For decades, doctors, individuals living with Alzheimer’s and their families had limited treatment options to address symptoms like agitation. Fortunately, there are more tools at their disposal today to treat these dangerous symptoms, including one new FDA-approved therapy and more in development. 

However, patients and providers face extensive barriers accessing these FDA-approved or indicated treatments because the Center for Medicare & Medicaid Services wants a blanket reduction in the use of antipsychotic treatments. Nursing homes are given lower ratings in the Five-Star rating system for treating patients with antipsychotic treatments, even if those treatments are FDA-approved. Nursing homes are also required to attempt to lower the dose of patients taking antipsychotic medication – even if it is for an FDA-approved condition. 

Peer-reviewed, scientific research has concluded that it is the neuropsychiatric symptoms of Alzheimer’s, such as agitation — not the use of antipsychotic medications to treat the symptoms — that accelerate risk of institutionalization and death. A May 2021 U.S. Department of Health and Human Services Inspector General report found the current 

CMS antipsychotic quality measure fails to distinguish between appropriate and inappropriate use of antipsychotic treatments. 

The current metrics fail to capture data on crucial points, such as the number of residents who are involuntarily kicked out because facilities are directed against medically treating residents who are struggling. Extensive research work commissioned by the U.S. Department of Health and Human Services in September 2022 on nursing home-initiated involuntary discharges found that behavioral symptoms and psychiatric and mood disorders are the most prominent risk factors for live discharge. 

We will become a nation filled with homeless people living with Alzheimer’s if these policies don’t change. 

The reality is that Alzheimer’s-related agitation may require medical attention. When medically appropriate and prescribed by a professional, patients, family and providers should be able to access FDA-approved treatments without facing stigma or barriers. Providers would never be forced to limit the use of FDA-approved treatments for physical health conditions like diabetes or high blood pressure. 

For the past three years, Project PAUSE member organizations — representing long-term care nurses, medical directors, pharmacists, geriatric psychiatrists, family caregivers and older adults — have urged CMS officials to update these measures.
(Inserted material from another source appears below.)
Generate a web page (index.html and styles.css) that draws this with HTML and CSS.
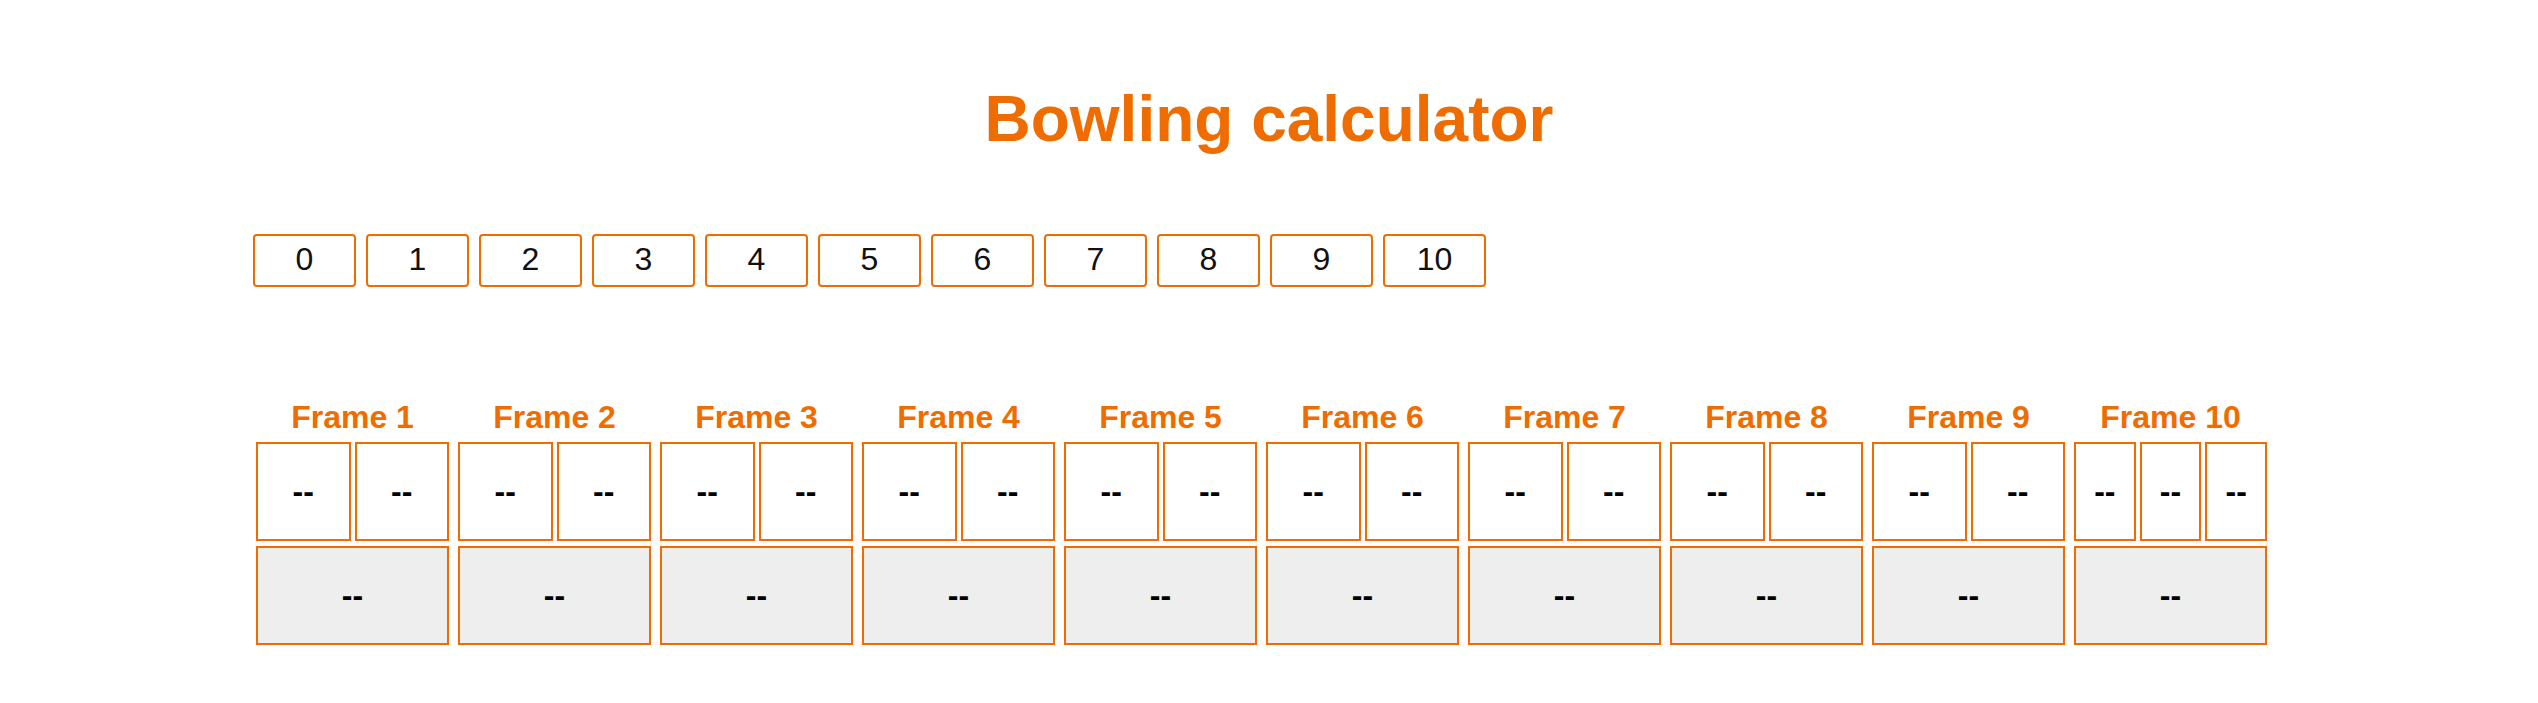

We’ve reasonably asked them to require documentation of the “what, why and how” a medication is being prescribed. The agency has taken zero accountability, and our pleas have been ignored. 

The U.S. healthcare system can seem fundamentally broken while policymakers are often left with no clear fixes to broad problems. That is not the case here. The Biden administration and Congress can work with CMS to make several small but meaningful policy changes to provide immediate relief. 

CMS should update its existing policies around use of antipsychotics to reflect FDA-approved or indicated uses. Long-term care facilities should not be penalized in the Five-Star Rating System for using FDA approved products appropriately prescribed by a licensed provider. Congress should provide additional resources to nursing homes and long-term care facilities, especially for the hiring and training of providers to care for the growing number of aging Americans suffering from Alzheimer’s. 

Sue Peschin is the President & CEO, Alliance for Aging Research and Chad Worz, PharmD, BCGP is the Executive Director, American Society of Consultant Pharmacists. Together, they co-convene Project PAUSE (Psychoactive Appropriate Use for Safety and Effectiveness), an ad hoc coalition of national patient and professional organizations collectively advocating on clinical regulatory and legislative issues in long-term care.

The opinions expressed in McKnight’s Long-Term Care News guest submissions are the author’s and are not necessarily those of McKnight’s Long-Term Care News or its editors.